What crimes are handled by an SITG? Who forms it, what it does and allied questions the journalist need to know. They’re information related to the safety of journalists and what the government does when that is compromised. Relatives of a media worker killed, wounded or otherwise assaulted would want to learn how police investigate the crime.
Here are some basics about the SITG:
Who’re covered. Under the PNP’s standard operation procedure #2012-003 of Nov. 12, 2012, the policy is that an SITG shall be “immediately organized” whenever a “sensational or heinous crime transpires.”
The same rules require that the police or station commander immediately assess the “serious crime,” on which assessment the district, provincial, or city police director shall base his recommendation to the regional director if there’s a need to “activate” an SITG. “Serious crime” is defined in the memo as “heinous/violent” committed against prominent or controversial personalities.
Media practitioners are included in the list of persons for whom, as victims of violence, an SITG may be formed.

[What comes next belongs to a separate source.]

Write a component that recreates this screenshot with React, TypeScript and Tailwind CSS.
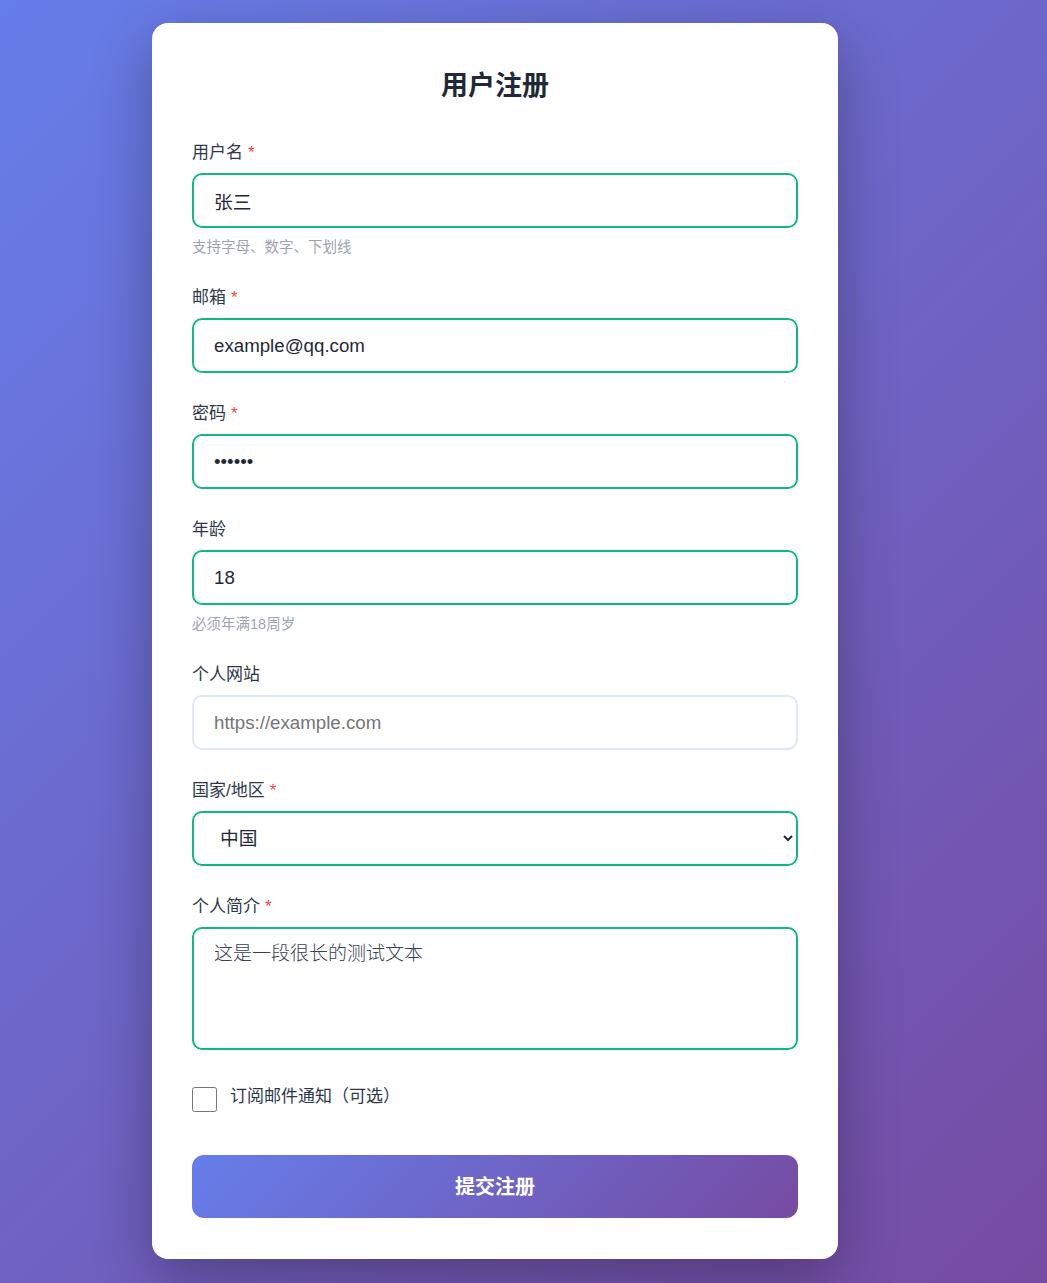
import React from 'react';

const font = { fontFamily: '"Liberation Sans", "Noto Sans CJK SC", sans-serif' };

function Label({ text, required }: { text: string; required?: boolean }) {
  return (
    <label className="block text-[17px] leading-[25px] font-normal text-[#2d3748] mb-[8px]">
      {text}
      {required && <span className="text-[#ef4444] ml-[5px]">*</span>}
    </label>
  );
}

function Hint({ text }: { text: string }) {
  return <p className="mt-[10px] text-[14.5px] leading-[19px] text-[#9ca3af]">{text}</p>;
}

const inputCls =
  'w-full h-[55px] px-[20px] rounded-[10px] border-2 bg-white text-[18.7px] text-[#1f2937] outline-none';

export default function App() {
  return (
    <div
      className="min-h-screen bg-[linear-gradient(135deg,#667eea_0%,#764ba2_100%)] pl-[152px] pt-[23px] pb-[25px]"
      style={font}
    >
      <div className="w-[686px] bg-white rounded-[16px] px-[40px] pt-[41px] pb-[41px] shadow-[0_20px_60px_rgba(0,0,0,0.3)]">
        <h1 className="text-center text-[27px] leading-[44px] font-bold text-[#1f2937] mb-[32px]">用户注册</h1>

        <div className="mb-[28px]">
          <Label text="用户名" required />
          <input className={`${inputCls} border-[#10b981]`} defaultValue="张三" />
          <Hint text="支持字母、数字、下划线" />
        </div>

        <div className="mb-[28px]">
          <Label text="邮箱" required />
          <input className={`${inputCls} border-[#10b981]`} defaultValue="example@qq.com" />
        </div>

        <div className="mb-[28px]">
          <Label text="密码" required />
          <input type="password" className={`${inputCls} border-[#10b981]`} defaultValue="123456" />
        </div>

        <div className="mb-[28px]">
          <Label text="年龄" />
          <input className={`${inputCls} border-[#10b981]`} defaultValue="18" />
          <Hint text="必须年满18周岁" />
        </div>

        <div className="mb-[28px]">
          <Label text="个人网站" />
          <input
            className={`${inputCls} border-[#e2e8f0] placeholder:text-[#757575]`}
            placeholder="https://example.com"
          />
        </div>

        <div className="mb-[28px]">
          <Label text="国家/地区" required />
          <select className={`${inputCls} border-[#10b981] px-[22px]`} defaultValue="cn">
            <option value="cn">中国</option>
            <option value="us">美国</option>
          </select>
        </div>

        <div className="mb-[37px]">
          <Label text="个人简介" required />
          <textarea
            className="block w-full h-[123px] px-[20px] py-[12px] rounded-[10px] border-2 border-[#10b981] text-[19px] leading-[26px] text-[#374151] font-light outline-none resize-none"
            defaultValue="这是一段很长的测试文本"
          />
        </div>

        <div className="flex items-start gap-[13px] mb-[43px]">
          <input type="checkbox" className="w-[25px] h-[25px] m-0 shrink-0" />
          <span className="text-[17px] leading-[20px] text-[#2d3748]">订阅邮件通知（可选）</span>
        </div>

        <button className="w-full h-[63px] rounded-[12px] bg-[linear-gradient(135deg,#667eea_0%,#764ba2_100%)] text-white text-[20px] font-bold">
          提交注册
        </button>
      </div>
    </div>
  );
}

Listed in the district, province or city level are vice governors, provincial board members, mayors, vice mayors and city/municipal councilors, barangay captains and councilors, judges, prosecutors and IBP lawyers, militants, media practitioners and foreign nationals.

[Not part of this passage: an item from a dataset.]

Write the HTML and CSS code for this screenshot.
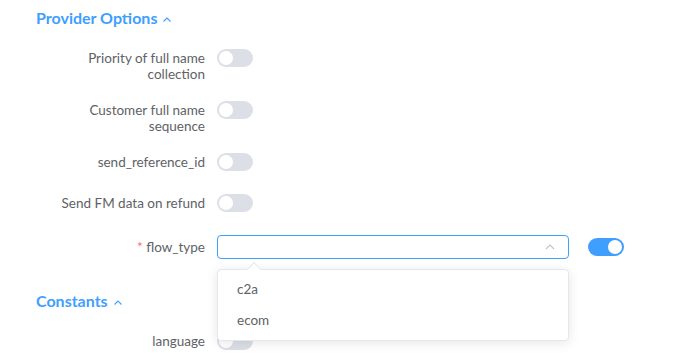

Advantage of an SITG. The SITG is responsible for “properly managing” the case to “ensure its resolution by applying the best investigative techniques/practices” and “utilizing all available resources.” The managers for the district level include a supervisor, a commander, a spokesman and among the members: an intelligence officer, crime lab chief, an inter-agency coordinato/case record officer, investigator and evidence custodian and the police chief.

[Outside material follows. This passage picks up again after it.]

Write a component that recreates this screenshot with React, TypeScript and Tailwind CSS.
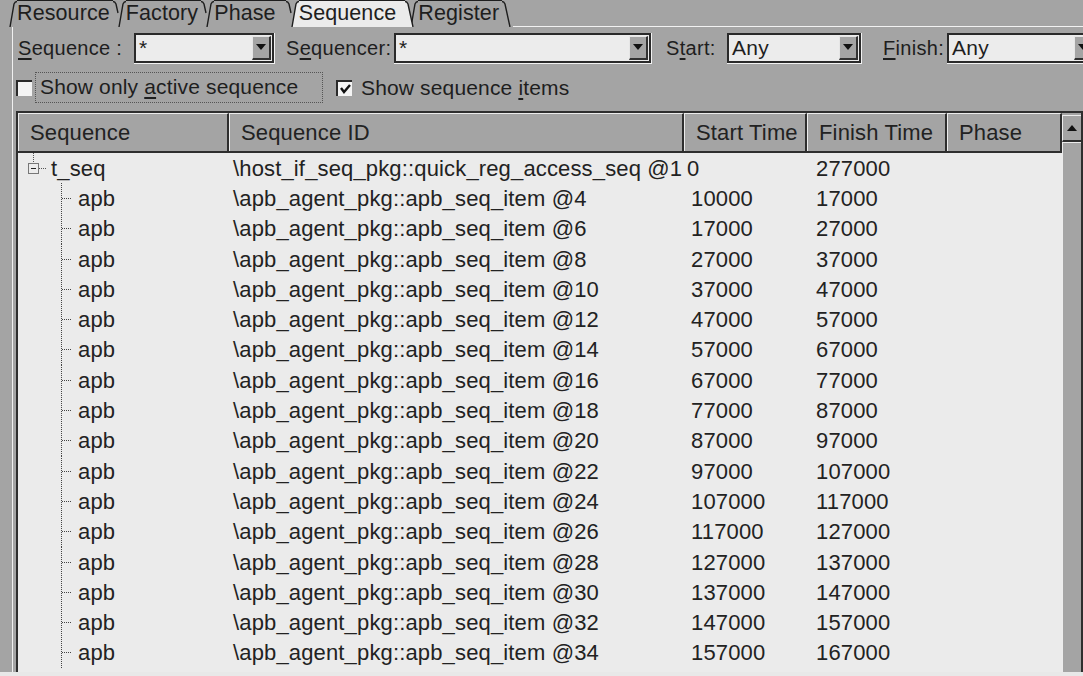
import { ReactNode } from "react";

const FONT = { fontFamily: '"Liberation Sans", Arial, sans-serif' };

const tabs = [
  { label: "Resource", pad: "pr-[3px]" },
  { label: "Factory", pad: "pr-[3px]" },
  { label: "Phase", pad: "pr-[10px]" },
  { label: "Sequence", pad: "pr-[9px]" },
  { label: "Register", pad: "pr-[3px]" },
];

const items = Array.from({ length: 16 }, (_, i) => {
  const start = 10000 + i * 10000 - (i === 0 ? 0 : 3000);
  return {
    id: `\\apb_agent_pkg::apb_seq_item @${4 + i * 2}`,
    start: i === 0 ? "10000" : String(start),
    finish: i === 0 ? "17000" : String(start + 10000),
  };
});

const Tab = ({ label, pad, active, last }: { label: string; pad: string; active: boolean; last: boolean }) => (
  <div className={`flex items-end h-[27px] ${active ? "relative z-10" : ""} -mr-[4px]`}>
    <svg width="8" height="27" className="shrink-0">
      {active && <path d="M1 27 L5 4 Q6 1.5 8 1.5 L8 27 Z" fill="#ebebeb" />}
      <path d="M1 27 L5 4 Q6 1.5 8 1.5" stroke="#1e1e1e" strokeWidth="1.4" fill="none" />
    </svg>
    <div
      className={`h-[27px] border-t-[1.5px] border-[#1e1e1e] ${pad} leading-[24px] text-[21.5px] tracking-[0.1px] text-[#1e1e1e] ${
        active ? "bg-[#ebebeb]" : ""
      }`}
    >
      {label}
    </div>
    <svg width="9" height="27" className="shrink-0">
      {active && <path d="M0 1.5 Q2 1.5 3 4 L8 27 L0 27 Z" fill="#ebebeb" />}
      <path
        d={active || last ? "M0 1.5 Q2 1.5 3 4 L8 27" : "M0 1.5 Q2 1.5 3 4 L5 13"}
        stroke="#1e1e1e"
        strokeWidth="1.4"
        fill="none"
      />
    </svg>
  </div>
);

const U = ({ children }: { children: ReactNode }) => <span className="underline underline-offset-[3px]">{children}</span>;

const Combo = ({ value, width }: { value: string; width: string }) => (
  <div className={`${width} shrink-0 h-[31px] border-b border-r border-[#f2f2f2]`}>
    <div className="h-full flex border-2 border-[#2a2a2a] bg-[#ececec]">
      <div className="flex-1 pl-[3px] text-[21px] leading-[26px] text-[#1e1e1e] overflow-hidden">{value}</div>
      <div className="w-[19px] my-[1px] mr-[1px] bg-[#a4a4a4] border-t border-l border-[#e6e6e6] border-b-2 border-r-2 border-b-[#303030] border-r-[#303030] flex items-center justify-center">
        <svg width="10" height="6">
          <path d="M0 0 L10 0 L5 6 Z" fill="#111" />
        </svg>
      </div>
    </div>
  </div>
);

const CheckBox = ({ checked }: { checked: boolean }) => (
  <div className="w-[16px] h-[16px] shrink-0 border-t-2 border-l-2 border-[#2a2a2a] bg-[#f4f4f4] flex items-center justify-center">
    {checked && (
      <svg width="11" height="10">
        <path d="M1 4 L4 8 L10 1" stroke="#111" strokeWidth="2.4" fill="none" />
      </svg>
    )}
  </div>
);

const cols = [
  { label: "Sequence", w: "w-[211px]" },
  { label: "Sequence ID", w: "w-[455px]" },
  { label: "Start Time", w: "w-[123px]" },
  { label: "Finish Time", w: "w-[140px]" },
  { label: "Phase", w: "flex-1" },
];

const Row = ({ name, id, start, finish, root }: { name: string; id: string; start: string; finish: string; root?: boolean }) => (
  <div className="flex h-[30.3px] items-center text-[22px] text-[#222] whitespace-nowrap">
    <div className="w-[211px] flex items-center h-full">
      {root ? (
        <svg width="33" height="30" className="shrink-0">
          <line x1="15.5" y1="0" x2="15.5" y2="10" stroke="#555" strokeDasharray="1 1" />
          <rect x="10.5" y="10.5" width="10" height="10" fill="#ececec" stroke="#777" />
          <line x1="13" y1="15.5" x2="18" y2="15.5" stroke="#222" />
          <line x1="21" y1="15.5" x2="29" y2="15.5" stroke="#555" strokeDasharray="1 1" />
        </svg>
      ) : (
        <svg width="60" height="31" className="shrink-0">
          <line x1="43.5" y1="0" x2="43.5" y2="31" stroke="#444" strokeDasharray="1 1" />
          <line x1="44" y1="15.5" x2="53" y2="15.5" stroke="#444" strokeDasharray="1 1" />
        </svg>
      )}
      <span>{name}</span>
    </div>
    <div className="w-[455px] pl-[4px] overflow-visible">{id}</div>
    <div className={`w-[123px] ${root ? "pl-[3px]" : "pl-[7px]"}`}>{start}</div>
    <div className="w-[140px] pl-[9px]">{finish}</div>
    <div className="flex-1" />
  </div>
);

export default function App() {
  return (
    <div className="w-[1083px] h-[676px] overflow-hidden bg-[#a4a4a4] flex flex-col tracking-[0.15px]" style={FONT}>
      {/* tabs */}
      <div className="flex h-[27px] pl-[9px] shrink-0">
        {tabs.map((t, i) => (
          <Tab key={t.label} label={t.label} pad={t.pad} active={t.label === "Sequence"} last={i === tabs.length - 1} />
        ))}
        <div className="flex-1 border-b border-[#f2f2f2] ml-[6px]" />
      </div>

      {/* panel */}
      <div className="flex-1 flex flex-col ml-[12px] border-l border-[#f0f0f0] min-h-0">
        <div className="flex items-center h-[38px] pt-[4px] pl-[5px] text-[20px] tracking-[0.3px] text-[#1e1e1e] whitespace-nowrap">
          <span className="w-[116px] shrink-0">
            <U>S</U>equence :
          </span>
          <Combo value="*" width="w-[141px]" />
          <span className="ml-[11px] w-[108px] shrink-0">
            S<U>e</U>quencer:
          </span>
          <Combo value="*" width="w-[258px]" />
          <span className="ml-[14px] w-[61px] shrink-0">
            S<U>t</U>art:
          </span>
          <Combo value="Any" width="w-[135px]" />
          <span className="ml-[21px] w-[64px] shrink-0">
            <U>F</U>inish:
          </span>
          <Combo value="Any" width="w-[150px]" />
        </div>

        <div className="flex items-center h-[41px] pl-[3px] pt-[4px] text-[21px] text-[#1e1e1e] whitespace-nowrap">
          <CheckBox checked={false} />
          <div className="ml-[3px] h-[31px] w-[288px] border border-dotted border-[#555] pl-[4px] leading-[28px]">
            Show only <U>a</U>ctive sequence
          </div>
          <div className="ml-[13px]">
            <CheckBox checked />
          </div>
          <span className="ml-[9px]">
            Show sequence <U>i</U>tems
          </span>
        </div>

        {/* table */}
        <div className="flex-1 min-h-0 mt-[5px] ml-[3px] flex border-t-2 border-l-2 border-[#2e2e2e] overflow-hidden">
          <div className="flex-1 flex flex-col min-w-0">
            <div className="flex h-[40px] shrink-0 border-b-2 border-[#2e2e2e] text-[22px] text-[#222] whitespace-nowrap">
              {cols.map((c) => (
                <div
                  key={c.label}
                  className={`${c.w} border-t border-l border-[#ececec] border-r-2 border-r-[#2e2e2e] pl-[11px] flex items-center`}
                >
                  {c.label}
                </div>
              ))}
            </div>
            <div className="flex-1 bg-[#ebebeb] overflow-hidden">
              <Row name="t_seq" id="\host_if_seq_pkg::quick_reg_access_seq @1" start="0" finish="277000" root />
              {items.map((it) => (
                <Row key={it.id} name="apb" id={it.id} start={it.start} finish={it.finish} />
              ))}
            </div>
          </div>
          {/* scrollbar */}
          <div className="w-[21px] shrink-0 flex flex-col border-r-2 border-[#2e2e2e]">
            <div className="h-[27px] mt-[2px] border-t border-l border-[#ececec] border-b-2 border-b-[#2e2e2e] flex items-center justify-center">
              <svg width="10" height="6">
                <path d="M0 6 L10 6 L5 0 Z" fill="#111" />
              </svg>
            </div>
            <div className="flex-1 border-t border-l border-[#ececec]" />
          </div>
        </div>
      </div>
      <div className="h-[4px] shrink-0 bg-[#e8e8e8]" />
    </div>
  );
}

All top officers, with their respective experiences and skill – supported by various teams on investigation, technical, evidence, administration, logistics, legal and public relations – are tasked to solve the crime.
60-day period. The SITG is deactivated once the case is solved or, if after 60 days it has remained unsolved. Its operation may be extended but for for not more than one month. Once the crime becomes a “cold case,” the CIDG takes over the investigation.
Cortes and Osmena shootings. Two shootings with broadcasters as victims had benefited from an SITG: the murder of Rey Cortes of DYRB on July 22, 2021 and the wounding of DYLA’s Rico Osmena on Dec. 16 of the same year. Their respective SITGs however were disbanded with the cases still unsolved.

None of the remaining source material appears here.